### Dataset excerpt
----

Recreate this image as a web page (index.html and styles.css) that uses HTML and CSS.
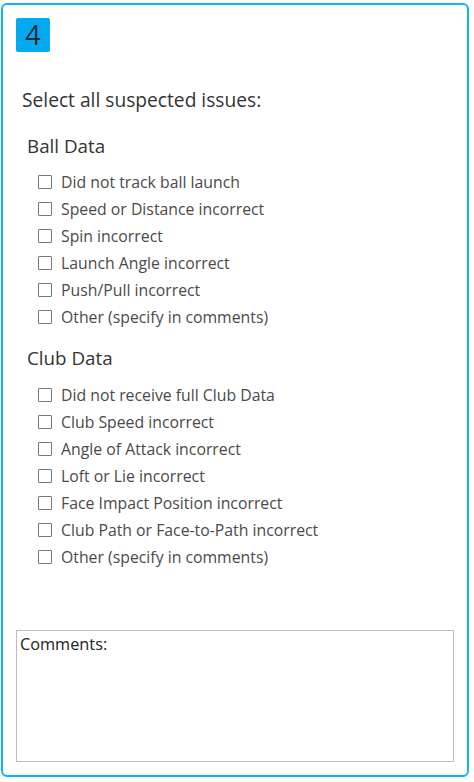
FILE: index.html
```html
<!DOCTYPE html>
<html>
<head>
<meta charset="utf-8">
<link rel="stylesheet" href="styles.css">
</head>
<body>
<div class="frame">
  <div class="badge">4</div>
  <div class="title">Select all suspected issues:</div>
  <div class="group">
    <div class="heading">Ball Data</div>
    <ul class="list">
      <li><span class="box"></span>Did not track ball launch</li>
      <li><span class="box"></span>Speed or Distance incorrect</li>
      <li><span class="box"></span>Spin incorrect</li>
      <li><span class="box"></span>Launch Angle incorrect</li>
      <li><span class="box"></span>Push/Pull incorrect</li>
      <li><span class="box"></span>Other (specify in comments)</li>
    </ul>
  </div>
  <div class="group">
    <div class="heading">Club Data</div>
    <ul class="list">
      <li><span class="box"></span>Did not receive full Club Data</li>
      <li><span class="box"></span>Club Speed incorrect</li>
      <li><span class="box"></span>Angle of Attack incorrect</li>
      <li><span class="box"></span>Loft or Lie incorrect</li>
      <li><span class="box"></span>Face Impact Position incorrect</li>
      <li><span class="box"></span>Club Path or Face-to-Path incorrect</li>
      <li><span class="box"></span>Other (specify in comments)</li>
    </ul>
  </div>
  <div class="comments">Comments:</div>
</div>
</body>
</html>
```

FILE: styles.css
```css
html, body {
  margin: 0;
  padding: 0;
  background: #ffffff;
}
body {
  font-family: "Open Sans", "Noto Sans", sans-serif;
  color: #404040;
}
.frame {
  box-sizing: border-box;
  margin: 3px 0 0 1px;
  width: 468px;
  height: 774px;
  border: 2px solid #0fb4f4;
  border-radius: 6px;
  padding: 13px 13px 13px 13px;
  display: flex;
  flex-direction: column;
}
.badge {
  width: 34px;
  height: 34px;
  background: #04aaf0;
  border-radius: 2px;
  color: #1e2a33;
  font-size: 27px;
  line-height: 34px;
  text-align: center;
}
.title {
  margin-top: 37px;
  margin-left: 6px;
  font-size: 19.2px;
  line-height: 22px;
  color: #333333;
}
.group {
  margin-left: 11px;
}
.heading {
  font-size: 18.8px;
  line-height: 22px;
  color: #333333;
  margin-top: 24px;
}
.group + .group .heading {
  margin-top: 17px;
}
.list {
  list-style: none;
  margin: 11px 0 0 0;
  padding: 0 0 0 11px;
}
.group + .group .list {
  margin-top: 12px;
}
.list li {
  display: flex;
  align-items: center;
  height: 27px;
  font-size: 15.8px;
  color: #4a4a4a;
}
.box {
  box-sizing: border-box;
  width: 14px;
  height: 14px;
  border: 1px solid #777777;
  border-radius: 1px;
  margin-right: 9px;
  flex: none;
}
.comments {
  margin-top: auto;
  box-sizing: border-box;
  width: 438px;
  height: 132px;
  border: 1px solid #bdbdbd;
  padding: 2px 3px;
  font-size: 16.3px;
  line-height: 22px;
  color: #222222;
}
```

----

### Your objective
Write out the material above once more, exactly as it reads, with no pictures.

### Task solution
Recreate this image as a web page (index.html and styles.css) that uses HTML and CSS.
FILE: index.html
```html
<!DOCTYPE html>
<html>
<head>
<meta charset="utf-8">
<link rel="stylesheet" href="styles.css">
</head>
<body>
<div class="frame">
  <div class="badge">4</div>
  <div class="title">Select all suspected issues:</div>
  <div class="group">
    <div class="heading">Ball Data</div>
    <ul class="list">
      <li><span class="box"></span>Did not track ball launch</li>
      <li><span class="box"></span>Speed or Distance incorrect</li>
      <li><span class="box"></span>Spin incorrect</li>
      <li><span class="box"></span>Launch Angle incorrect</li>
      <li><span class="box"></span>Push/Pull incorrect</li>
      <li><span class="box"></span>Other (specify in comments)</li>
    </ul>
  </div>
  <div class="group">
    <div class="heading">Club Data</div>
    <ul class="list">
      <li><span class="box"></span>Did not receive full Club Data</li>
      <li><span class="box"></span>Club Speed incorrect</li>
      <li><span class="box"></span>Angle of Attack incorrect</li>
      <li><span class="box"></span>Loft or Lie incorrect</li>
      <li><span class="box"></span>Face Impact Position incorrect</li>
      <li><span class="box"></span>Club Path or Face-to-Path incorrect</li>
      <li><span class="box"></span>Other (specify in comments)</li>
    </ul>
  </div>
  <div class="comments">Comments:</div>
</div>
</body>
</html>
```

FILE: styles.css
```css
html, body {
  margin: 0;
  padding: 0;
  background: #ffffff;
}
body {
  font-family: "Open Sans", "Noto Sans", sans-serif;
  color: #404040;
}
.frame {
  box-sizing: border-box;
  margin: 3px 0 0 1px;
  width: 468px;
  height: 774px;
  border: 2px solid #0fb4f4;
  border-radius: 6px;
  padding: 13px 13px 13px 13px;
  display: flex;
  flex-direction: column;
}
.badge {
  width: 34px;
  height: 34px;
  background: #04aaf0;
  border-radius: 2px;
  color: #1e2a33;
  font-size: 27px;
  line-height: 34px;
  text-align: center;
}
.title {
  margin-top: 37px;
  margin-left: 6px;
  font-size: 19.2px;
  line-height: 22px;
  color: #333333;
}
.group {
  margin-left: 11px;
}
.heading {
  font-size: 18.8px;
  line-height: 22px;
  color: #333333;
  margin-top: 24px;
}
.group + .group .heading {
  margin-top: 17px;
}
.list {
  list-style: none;
  margin: 11px 0 0 0;
  padding: 0 0 0 11px;
}
.group + .group .list {
  margin-top: 12px;
}
.list li {
  display: flex;
  align-items: center;
  height: 27px;
  font-size: 15.8px;
  color: #4a4a4a;
}
.box {
  box-sizing: border-box;
  width: 14px;
  height: 14px;
  border: 1px solid #777777;
  border-radius: 1px;
  margin-right: 9px;
  flex: none;
}
.comments {
  margin-top: auto;
  box-sizing: border-box;
  width: 438px;
  height: 132px;
  border: 1px solid #bdbdbd;
  padding: 2px 3px;
  font-size: 16.3px;
  line-height: 22px;
  color: #222222;
}
```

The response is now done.